Dr. Jaz Coleman and the Orchestra of Death | Lucille, 29/06/2025

Por Matías Gallardo
Fotos: Pablo Astudillo

El año pasado, Jaz Coleman se mudó a Buenos Aires con una idea: abrir un espacio cultural itinerante que reuniera espíritus afines en un momento de crisis planetaria. Poco tiempo después, anunció la creación del Club Malvinas, cuyo evento inaugural estuvo musicalizado por su nuevo proyecto: Dr. Jaz Coleman and the Orchestra of Death.

El grupo es el vehículo al que hoy Coleman le pone el cuerpo. Con Killing Joke en un limbo de incertidumbre después de la muerte del guitarrista Geordie Walker, el vocalista encontró en este ensamble de músicos locales —los guitarristas Gori y Chowi Fernández, el tecladista Nico Sorín, el bajista Franco Fontanarrosa y el baterista Gómez— la manera de seguir canalizando sus exploraciones musicales y filosóficas.

En el marco del segundo encuentro del club, la primera vez que Coleman sube al escenario es para tomarse unos minutos y hacer un estremecedor diagnóstico de la situación mundial. Un menú que incluyó guerras, supervolcanes, sistemas de vigilancia masivos y cataclismos inminentes no le impidió, sin embargo, transmitir su entusiasmo por un foro subterráneo en el que alienta el contacto personal, la colaboración artística y donde los teléfonos son anatema.

Y entonces, el show.


La belleza flota en el aire cuando suena, a modo de introducción, la fanfarria coral que Coleman compuso y tocó junto a la Orquesta Filarmónica de San Petersburgo. Pero ese descenso absoluto de luz se desintegra de inmediato y en la retina relampaguean erupciones volcánicas, explosiones atómicas y ejércitos marchando en campos de muerte. Es una ventana abierta al caos, el telón de fondo que al vocalista y su banda le sientan tan bien.
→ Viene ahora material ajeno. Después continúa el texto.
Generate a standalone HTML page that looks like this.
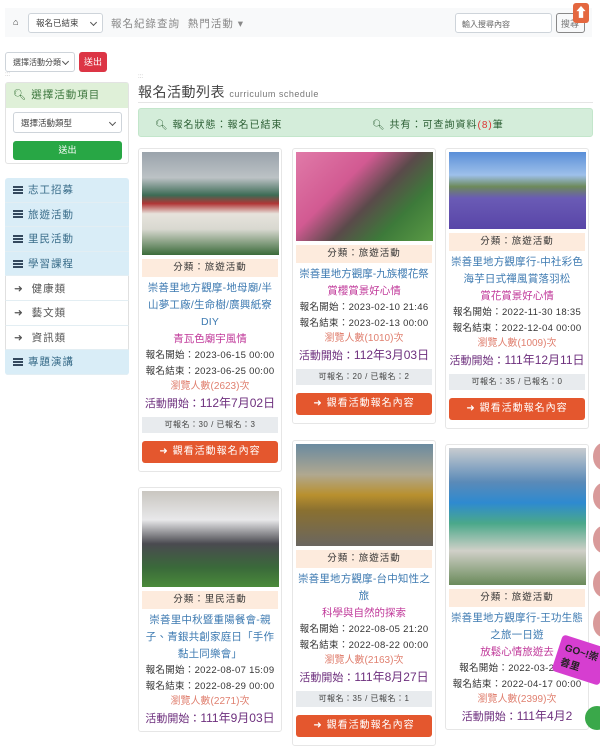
<!DOCTYPE html>
<html><head><meta charset="utf-8"><style>
*{box-sizing:border-box;margin:0;padding:0}
body{width:600px;height:724px;overflow:hidden;background:#fff;font-family:"Liberation Sans","Noto Sans CJK TC",sans-serif;color:#333;position:relative;font-size:10px}
.a{position:absolute}
.nav{left:5px;top:8px;width:587px;height:29px;background:#f8f9fa}
.sel{border:1px solid #ced4da;border-radius:3px;background:#fff;font-size:9px;color:#444;padding-left:7px;display:flex;align-items:center}
.sel:after{content:"";position:absolute;right:6px;top:50%;width:4px;height:4px;margin-top:-3px;border-right:1px solid #555;border-bottom:1px solid #555;transform:rotate(45deg)}
.menu div{height:24.6px;border-bottom:1px solid #e3eef3;display:flex;align-items:center;padding-left:8px;font-size:10.5px;color:#3a6d8a;letter-spacing:1px}
.menu .b{background:#d9edf7}
.menu .w{background:#fff;color:#555;border-left:1px solid #e0e0e0;border-right:1px solid #e0e0e0}
.ham{display:inline-block;width:10px;height:8px;margin-right:5px;background:linear-gradient(#34495e 0 2px,transparent 2px 3px,#34495e 3px 5px,transparent 5px 6px,#34495e 6px 8px)}
.card{position:absolute;width:144px;border:1px solid #e6e6e6;border-radius:3px;background:#fff;padding:3px;text-align:center}
.img{width:137px}
.cat{background:#fdebdd;height:18px;line-height:18px;font-size:9.5px;color:#333;margin-top:4px;letter-spacing:1px}
.t{color:#3d7ab1;font-size:10.5px;line-height:17px;margin-top:3px;letter-spacing:.2px}
.s{color:#c0399a;font-size:10.5px;line-height:17px}
.d{font-size:9.5px;line-height:15.5px;color:#333;letter-spacing:.3px}
.v{color:#e08070;font-size:10px;line-height:16px}
.ac{color:#6d2f7d;font-size:11px;line-height:17px}
.ac b{font-weight:normal;font-size:12px}
.r{background:#e8ebee;height:16px;line-height:16px;font-size:8px;color:#444;margin-top:4px;letter-spacing:.5px}
.btn{background:#e4572e;color:#fff;height:22px;line-height:22px;font-size:10px;margin-top:8px;border-radius:3px;letter-spacing:1px;margin-bottom:5px}
.pk{position:absolute;left:593px;width:20px;height:27px;border-radius:50%;background:#d99a9a}
</style></head><body>
<div class="a nav"></div>
<div class="a" style="left:13px;top:17px;font-size:9px">&#8962;</div>
<div class="a sel" style="left:28px;top:13px;width:75px;height:20px;font-size:8.5px">報名已結束</div>
<div class="a" style="left:111px;top:16px;font-size:10.5px;color:#888;letter-spacing:1px">報名紀錄查詢&nbsp;&nbsp;熱門活動 ▾</div>
<div class="a" style="left:455px;top:13px;width:97px;height:20px;border:1px solid #ced4da;border-radius:3px;background:#fff;font-size:8px;color:#666;padding:5px 0 0 6px">輸入搜尋內容</div>
<div class="a" style="left:556px;top:13px;width:29px;height:20px;border:1px solid #888;border-radius:3px;font-size:9px;color:#777;padding:3px 0 0 4px">搜尋</div>
<div class="a" style="left:573px;top:3px;width:16px;height:20px;background:#e4673f;border-radius:3px;color:#fff;font-size:13px;text-align:center;line-height:20px">⬆</div>

<div class="a sel" style="left:5px;top:52px;width:70px;height:20px;font-size:8px">選擇活動分類</div>
<div class="a" style="left:79px;top:52px;width:28px;height:20px;background:#dc3545;border-radius:3px;color:#fff;font-size:9px;text-align:center;line-height:20px">送出</div>
<div class="a" style="left:5px;top:72px;font-size:6px;color:#aaa">:::</div>

<div class="a" style="left:5px;top:82px;width:124px;height:82px;border:1px solid #e3e3e3;border-radius:3px"></div>
<div class="a" style="left:6px;top:83px;width:122px;height:25px;background:#dff0d8;color:#3c763d;font-size:10.5px;line-height:25px;padding-left:7px;letter-spacing:1px">&#x1F50D;&#xFE0E; 選擇活動項目</div>
<div class="a sel" style="left:13px;top:112px;width:109px;height:21px;font-size:8.5px">選擇活動類型</div>
<div class="a" style="left:13px;top:141px;width:109px;height:19px;background:#28a745;border-radius:3px;color:#fff;font-size:9px;text-align:center;line-height:19px">送出</div>

<div class="a menu" style="left:5px;top:178px;width:124px;border-radius:3px;overflow:hidden">
<div class="b"><span class="ham"></span>志工招募</div>
<div class="b"><span class="ham"></span>旅遊活動</div>
<div class="b"><span class="ham"></span>里民活動</div>
<div class="b"><span class="ham"></span>學習課程</div>
<div class="w">➜&nbsp; 健康類</div>
<div class="w">➜&nbsp; 藝文類</div>
<div class="w">➜&nbsp; 資訊類</div>
<div class="b"><span class="ham"></span>專題演講</div>
</div>

<div class="a" style="left:138px;top:74px;font-size:6px;color:#aaa">:::</div>
<div class="a" style="left:138px;top:82px;font-size:14px;color:#444;letter-spacing:.5px">報名活動列表 <span style="font-size:9px;color:#777">curriculum schedule</span></div>
<div class="a" style="left:138px;top:102px;width:455px;border-top:1px solid #e5e5e5"></div>
<div class="a" style="left:138px;top:108px;width:455px;height:29px;background:#d4edda;border:1px solid #c3e6cb;border-radius:3px"></div>
<div class="a" style="left:155px;top:116px;font-size:10px;color:#2c5f34;letter-spacing:1px">🔍&#xFE0E; 報名狀態：報名已結束</div>
<div class="a" style="left:372px;top:116px;font-size:10px;color:#2c5f34;letter-spacing:1px">🔍&#xFE0E; 共有：可查詢資料<span style="color:#d33">(8)</span>筆</div>

<div class="card" style="left:138px;top:148px">
<div class="img" style="height:103px;background:linear-gradient(180deg,#9aa3ab 0,#bcc2c5 25%,#3c6b55 42%,#b03535 50%,#e7e3dc 60%,#d8d8d0 75%,#3b6b3a 100%)"></div>
<div class="cat">分類：旅遊活動</div>
<div class="t">崇善里地方觀摩-地母廟/半<br>山夢工廠/生命樹/廣興紙寮<br>DIY</div>
<div class="s">青瓦色廟宇風情</div>
<div class="d">報名開始：2023-06-15 00:00</div>
<div class="d">報名結束：2023-06-25 00:00</div>
<div class="v">瀏覽人數(2623)次</div>
<div class="ac">活動開始：<b>112年7月02日</b></div>
<div class="r">可報名：30 / 已報名：3</div>
<div class="btn">➜ 觀看活動報名內容</div>
</div>

<div class="card" style="left:292px;top:148px">
<div class="img" style="height:89px;background:linear-gradient(135deg,#e07aa8 0,#d25a92 35%,#5a4a4a 55%,#3d7a3a 75%,#5a9a45 100%)"></div>
<div class="cat">分類：旅遊活動</div>
<div class="t" style="white-space:nowrap;letter-spacing:0">崇善里地方觀摩-九族櫻花祭</div>
<div class="s">賞櫻賞景好心情</div>
<div class="d">報名開始：2023-02-10 21:46</div>
<div class="d">報名結束：2023-02-13 00:00</div>
<div class="v">瀏覽人數(1010)次</div>
<div class="ac">活動開始：<b>112年3月03日</b></div>
<div class="r">可報名：20 / 已報名：2</div>
<div class="btn">➜ 觀看活動報名內容</div>
</div>

<div class="card" style="left:445px;top:148px">
<div class="img" style="height:77px;background:linear-gradient(180deg,#5a8fd8 0,#9ec0ea 30%,#6d8a5a 45%,#6a5bb5 60%,#5945a8 100%)"></div>
<div class="cat">分類：旅遊活動</div>
<div class="t">崇善里地方觀摩行-中社彩色<br>海芋日式禪風賞落羽松</div>
<div class="s">賞花賞景好心情</div>
<div class="d">報名開始：2022-11-30 18:35</div>
<div class="d">報名結束：2022-12-04 00:00</div>
<div class="v">瀏覽人數(1009)次</div>
<div class="ac">活動開始：<b>111年12月11日</b></div>
<div class="r">可報名：35 / 已報名：0</div>
<div class="btn">➜ 觀看活動報名內容</div>
</div>

<div class="card" style="left:138px;top:487px">
<div class="img" style="height:96px;background:linear-gradient(180deg,#c9c6c0 0,#e8e8ea 30%,#4a4a50 55%,#3a6a3a 80%,#4a8a3a 100%)"></div>
<div class="cat">分類：里民活動</div>
<div class="t">崇善里中秋暨重陽餐會-親<br>子、青銀共創家庭日「手作<br>黏土同樂會」</div>
<div class="d">報名開始：2022-08-07 15:09</div>
<div class="d">報名結束：2022-08-29 00:00</div>
<div class="v">瀏覽人數(2271)次</div>
<div class="ac">活動開始：<b>111年9月03日</b></div>
</div>

<div class="card" style="left:292px;top:440px">
<div class="img" style="height:102px;background:linear-gradient(180deg,#6a8aa0 0,#b0a890 30%,#b8902e 50%,#8a7030 65%,#6a6660 100%)"></div>
<div class="cat">分類：旅遊活動</div>
<div class="t">崇善里地方觀摩-台中知性之<br>旅</div>
<div class="s">科學與自然的探索</div>
<div class="d">報名開始：2022-08-05 21:20</div>
<div class="d">報名結束：2022-08-22 00:00</div>
<div class="v">瀏覽人數(2163)次</div>
<div class="ac">活動開始：<b>111年8月27日</b></div>
<div class="r">可報名：35 / 已報名：1</div>
<div class="btn">➜ 觀看活動報名內容</div>
</div>

<div class="card" style="left:445px;top:444px">
<div class="img" style="height:137px;background:linear-gradient(180deg,#c8ccd0 0,#5a8ab8 25%,#2e8ad0 40%,#4aa88a 55%,#d0d0c8 75%,#6a8a5a 100%)"></div>
<div class="cat">分類：旅遊活動</div>
<div class="t">崇善里地方觀摩行-王功生態<br>之旅一日遊</div>
<div class="s">放鬆心情旅遊去</div>
<div class="d">報名開始：2022-03-2&nbsp;&nbsp;&nbsp;&nbsp;&nbsp;&nbsp;&nbsp;</div>
<div class="d">報名結束：2022-04-17 00:00</div>
<div class="v">瀏覽人數(2399)次</div>
<div class="ac">活動開始：<b>111年4月2</b></div>
</div>
<div class="a" style="left:556px;top:641px;width:50px;height:38px;background:#d63ed0;transform:rotate(18deg);border-radius:4px;color:#222;font-size:10px;font-weight:bold;padding:3px 0 0 6px">GO~!崇善里</div>
<div class="a" style="left:585px;top:706px;width:24px;height:24px;border-radius:50%;background:#3aa84a"></div>
<div class="pk" style="top:443px"></div><div class="pk" style="top:483px"></div><div class="pk" style="top:526px"></div><div class="pk" style="top:570px"></div><div class="pk" style="top:610px"></div>
</body></html>
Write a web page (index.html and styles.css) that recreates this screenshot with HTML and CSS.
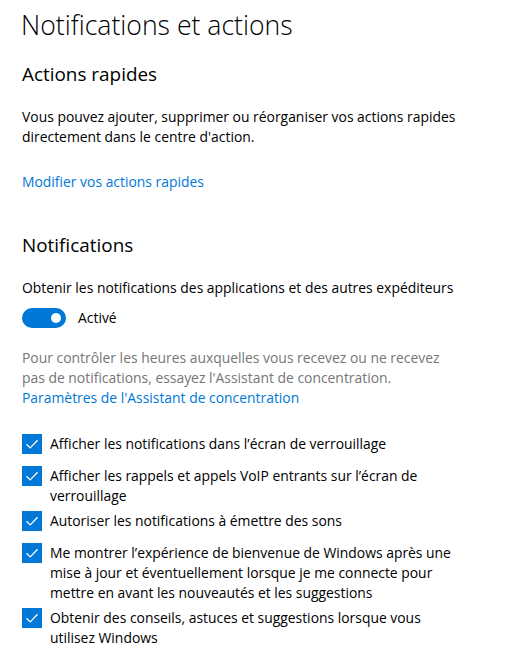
FILE: index.html
```html
<!DOCTYPE html>
<html lang="fr">
<head>
  <meta charset="UTF-8" />
  <meta name="viewport" content="width=device-width, initial-scale=1.0" />
  <title>Notifications et actions</title>
  <link rel="stylesheet" href="styles.css">
</head>
<body>
  <!-- Page title -->
  <h1 class="page-title">Notifications et actions</h1>

  <!-- Quick actions -->
  <section class="quick-actions">
    <h2>Actions rapides</h2>
    <p class="desc">Vous pouvez ajouter, supprimer ou réorganiser vos actions rapides<br>directement dans le centre d'action.</p>
    <a href="#" class="link">Modifier vos actions rapides</a>
  </section>

  <!-- Notifications -->
  <section class="notifications">
    <h2>Notifications</h2>
    <div class="toggle-label">Obtenir les notifications des applications et des autres expéditeurs</div>
    <div class="toggle-row">
      <span class="toggle"><span class="knob"></span></span>
      <span>Activé</span>
    </div>

    <p class="hint">Pour contrôler les heures auxquelles vous recevez ou ne recevez<br>pas de notifications, essayez l'Assistant de concentration.</p>
    <a href="#" class="link">Paramètres de l'Assistant de concentration</a>

    <ul class="checks">
      <li>
        <span class="box"><svg viewBox="0 0 20 20"><path d="M4.5 10.2 L8.2 13.9 L15.6 6.3" /></svg></span>
        <span>Afficher les notifications dans l’écran de verrouillage</span>
      </li>
      <li>
        <span class="box"><svg viewBox="0 0 20 20"><path d="M4.5 10.2 L8.2 13.9 L15.6 6.3" /></svg></span>
        <span>Afficher les rappels et appels VoIP entrants sur l’écran de<br>verrouillage</span>
      </li>
      <li>
        <span class="box"><svg viewBox="0 0 20 20"><path d="M4.5 10.2 L8.2 13.9 L15.6 6.3" /></svg></span>
        <span>Autoriser les notifications à émettre des sons</span>
      </li>
      <li>
        <span class="box"><svg viewBox="0 0 20 20"><path d="M4.5 10.2 L8.2 13.9 L15.6 6.3" /></svg></span>
        <span>Me montrer l’expérience de bienvenue de Windows après une<br>mise à jour et éventuellement lorsque je me connecte pour<br>mettre en avant les nouveautés et les suggestions</span>
      </li>
      <li>
        <span class="box"><svg viewBox="0 0 20 20"><path d="M4.5 10.2 L8.2 13.9 L15.6 6.3" /></svg></span>
        <span>Obtenir des conseils, astuces et suggestions lorsque vous<br>utilisez Windows</span>
      </li>
    </ul>
  </section>
</body>
</html>
```
FILE: styles.css
```css
body {
  font-family: "Open Sans", "Noto Sans", sans-serif;
  font-size: 13.9px;
  line-height: 20px;
  color: #000;
  background: #fff;
  margin: 0;
  padding: 7px 22px 0;
  white-space: nowrap;
}
.page-title {
  font-size: 26.6px;
  font-weight: 300;
  line-height: 36px;
  margin: 0 0 17px -1px;
}
h2 {
  font-size: 18.9px;
  font-weight: 400;
  line-height: 28px;
  margin: 0 0 19px;
}
.desc { margin: 0 0 25px; }
.link {
  display: block;
  color: #0078d7;
  text-decoration: none;
}
.quick-actions { margin-bottom: 39px; }
.toggle-label { margin-bottom: 10px; }
.toggle-row {
  display: flex;
  align-items: center;
  gap: 12px;
  margin-bottom: 20px;
}
.toggle {
  width: 44px;
  height: 20px;
  border-radius: 10px;
  background: #0078d7;
  display: flex;
  align-items: center;
  justify-content: flex-end;
  padding-right: 5px;
  box-sizing: border-box;
}
.knob {
  width: 10px;
  height: 10px;
  border-radius: 50%;
  background: #fff;
}
.hint {
  margin: 0;
  color: #767676;
}
.checks {
  list-style: none;
  margin: 26px 0 0;
  padding: 0;
}
.checks li {
  display: flex;
  gap: 8px;
  min-height: 32px;
  padding-bottom: 5px;
  box-sizing: border-box;
}
.box {
  flex: none;
  width: 20px;
  height: 20px;
  background: #0078d7;
}
.box svg {
  display: block;
  width: 20px;
  height: 20px;
  fill: none;
  stroke: #fff;
  stroke-width: 1.3;
}
```
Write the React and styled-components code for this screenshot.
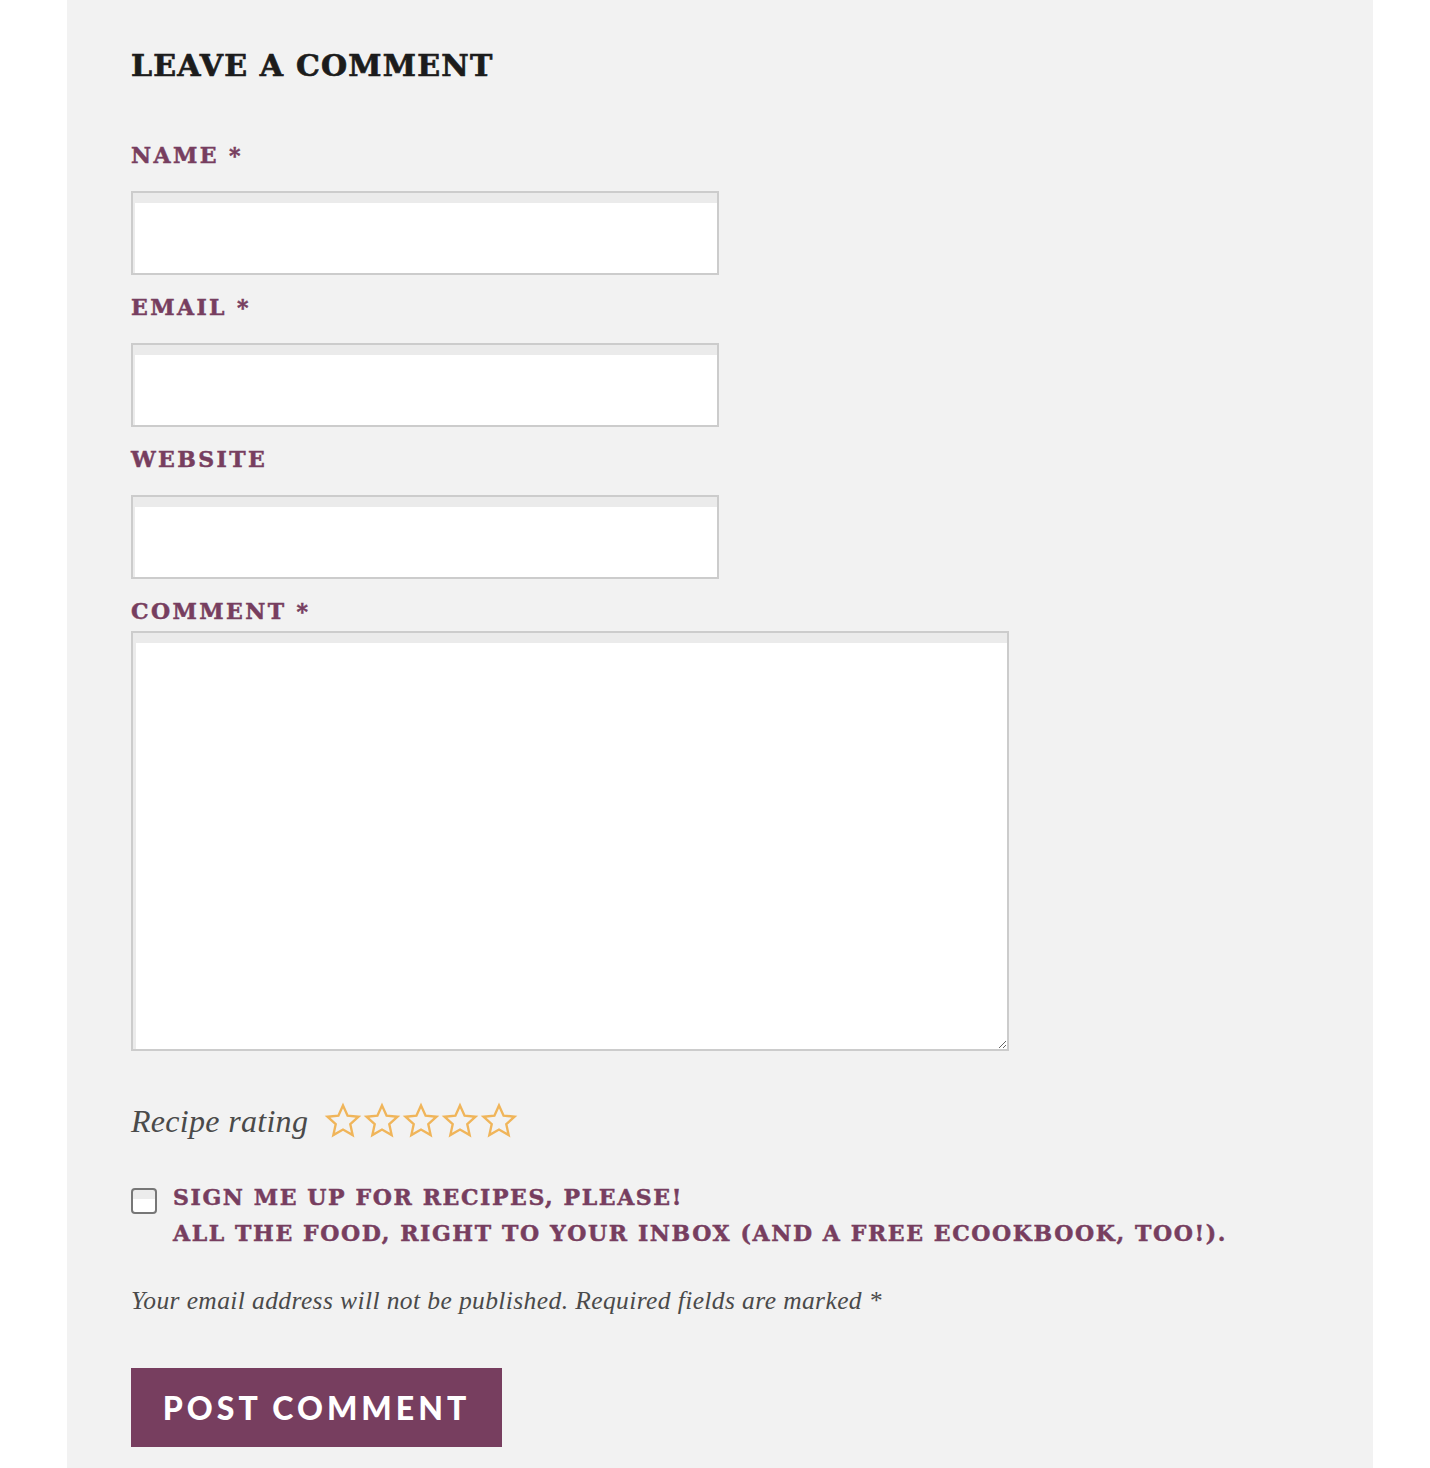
import React from "react";
import styled, { createGlobalStyle } from "styled-components";

const GlobalStyle = createGlobalStyle`
  body {
    margin: 0;
    background: #ffffff;
  }
`;

const purple = "#773e5f";

const Page = styled.div`
  width: 1430px;
  height: 1468px;
  overflow: hidden;
  background: #ffffff;
`;

const Panel = styled.section`
  margin-left: 67px;
  width: 1306px;
  min-height: 1468px;
  box-sizing: border-box;
  background: #f2f2f2;
  padding: 48px 64px 0;
`;

const Heading = styled.h3`
  margin: 0 0 58px;
  font-family: "DejaVu Serif", serif;
  font-weight: 700;
  font-size: 30px;
  line-height: 36px;
  letter-spacing: 1.2px;
  color: #1c1c1c;
  text-transform: uppercase;
  -webkit-text-stroke: 0.7px #1c1c1c;
`;

const Form = styled.form`
  display: flex;
  flex-direction: column;
  align-items: flex-start;
`;

const Field = styled.div`
  display: flex;
  flex-direction: column;
  margin-bottom: ${({ last }) => (last ? "0" : "19px")};
`;

const Label = styled.label`
  font-family: "DejaVu Serif", serif;
  font-weight: 700;
  font-size: 22px;
  line-height: 26px;
  letter-spacing: 2.4px;
  color: ${purple};
  text-transform: uppercase;
  -webkit-text-stroke: 0.5px ${purple};
`;

const TextInput = styled.input`
  margin-top: 23px;
  width: 588px;
  height: 84px;
  box-sizing: border-box;
  border: 2px solid #cccccc;
  background: #ffffff;
  box-shadow: inset 2px 10px 0 #ebebeb;
  outline: none;
  padding: 0 12px;
`;

const TextArea = styled.textarea`
  margin-top: 7px;
  width: 878px;
  height: 420px;
  box-sizing: border-box;
  border: 2px solid #cccccc;
  background: #ffffff;
  box-shadow: inset 3px 10px 0 #ebebeb;
  outline: none;
  padding: 12px;
  resize: both;
  display: block;
`;

const RatingRow = styled.div`
  margin-top: 50px;
  height: 40px;
  display: flex;
  align-items: center;
  gap: 16px;
`;

const ItalicText = styled.span`
  font-family: "Liberation Serif", serif;
  font-style: italic;
  font-size: ${({ size }) => size || 25.5}px;
  letter-spacing: ${({ spacing }) => spacing || 0}px;
  color: #4a4a4a;
`;

const Stars = styled.div`
  display: flex;
  gap: 1px;
`;

const Star = () => (
  <svg width="38" height="38" viewBox="0 0 24 24">
    <polygon
      points="12,2.2 14.9,8.6 21.8,9.3 16.6,14 18.1,20.9 12,17.4 5.9,20.9 7.4,14 2.2,9.3 9.1,8.6"
      fill="none"
      stroke="#f0b55a"
      strokeWidth="1.5"
      strokeLinejoin="miter"
    />
  </svg>
);

const OptinRow = styled.div`
  margin-top: 38px;
  display: flex;
  align-items: flex-start;
  gap: 16px;
`;

const Checkbox = styled.input`
  appearance: none;
  margin: 9px 0 0;
  width: 26px;
  height: 26px;
  box-sizing: border-box;
  border: 2px solid #777777;
  border-radius: 4px;
  background: linear-gradient(#ececec 40%, #ffffff 40%);
  flex-shrink: 0;
`;

const OptinText = styled.div`
  font-family: "DejaVu Serif", serif;
  font-weight: 700;
  font-size: 22px;
  line-height: 36px;
  letter-spacing: 1.6px;
  color: ${purple};
  text-transform: uppercase;
  -webkit-text-stroke: 0.5px ${purple};
`;

const Note = styled.p`
  margin: 35px 0 0;
  line-height: 30px;
`;

const SubmitButton = styled.button`
  margin-top: 49px;
  width: 371px;
  height: 79px;
  border: none;
  background: ${purple};
  color: #ffffff;
  font-family: "Lato", sans-serif;
  font-weight: 900;
  font-size: 32px;
  letter-spacing: 4px;
  text-transform: uppercase;
  cursor: pointer;
`;

const fields = [
  { name: "Name", required: true },
  { name: "Email", required: true },
  { name: "Website", required: false },
];

const App = () => {
  return (
    <Page>
      <GlobalStyle />
      <Panel>
        <Heading>Leave a Comment</Heading>
        <Form onSubmit={(e) => e.preventDefault()}>
          {fields.map((f) => (
            <Field key={f.name}>
              <Label>
                {f.name}
                {f.required ? " *" : ""}
              </Label>
              <TextInput type="text" />
            </Field>
          ))}
          <Field last>
            <Label>Comment *</Label>
            <TextArea />
          </Field>
          <RatingRow>
            <ItalicText size={32} spacing={0.3}>
              Recipe rating
            </ItalicText>
            <Stars>
              {[1, 2, 3, 4, 5].map((n) => (
                <Star key={n} />
              ))}
            </Stars>
          </RatingRow>
          <OptinRow>
            <Checkbox type="checkbox" />
            <OptinText>
              Sign me up for recipes, please!
              <br />
              All the food, right to your inbox (and a free eCookbook, too!).
            </OptinText>
          </OptinRow>
          <Note>
            <ItalicText spacing={0.4}>
              Your email address will not be published. Required fields are
              marked *
            </ItalicText>
          </Note>
          <SubmitButton type="submit">Post Comment</SubmitButton>
        </Form>
      </Panel>
    </Page>
  );
};

export default App;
Desde un primer momento, la puesta visual es abrumadora y el sonido atronador. No puede ser de otra manera: tiempos apocalípticos requieren de voceros ruidosos, y Coleman es el más ruidoso de todos. En su garganta se puede sentir la urgencia de sus plegarias contra el esclavismo tecnológico y el invierno nuclear. La pintura que le cubre el rostro es su máscara de guerra y la capa sobre sus espaldas le da un aire de hechicero oscuro. Así, sus manos flotan dando indicaciones, moldeando su entorno con gestos. Son los pases mágicos de un frontman magnético al que le alcanza con una garra levantada y los ojos inyectados en sangre para capturar la mirada de quienes se convocaron en el lugar.


Su orquesta de la muerte lo sigue con la precisión milimétrica de un grupo veterano. Los machaques de las guitarras, los quiebres de ritmo y los arranques de velocidad se suceden como los estallidos que salen de las pantallas. Es una criatura distinta. Es rock, punk, industrial y, a la vez, nada de eso. Un collage de identidades poco definidas en cuyos intersticios resuenan algunos ecos del pasado, como la rabia metálica del último Killing Joke, matizada siempre por una fineza melódica a la que Coleman jamás renunció.

Las canciones se suceden una tras otra, sin presentaciones ni silencios, en una descarga continua de energía de poco menos de una hora. La imagen final, sin embargo, es distinta. Un beat animado y un riff que recuerdan al KJ de “Whiteout” o “European Super State” y sobre el cual banda y público repiten el nombre del club como un mantra. Un final en el que subyace la idea de que, si estamos viviendo la sexta extinción, bien podríamos hacerlo bailando.

Lo que sigue es el aplauso, el abrazo y la foto de rigor. Más tarde, con el escenario vacío, empezará a sedimentar en la memoria el recuerdo de haber participado de algo distinto, vibrante y lleno de promesa. La noche que Jaz Coleman se animó a soñar bajo estos cielos del sur.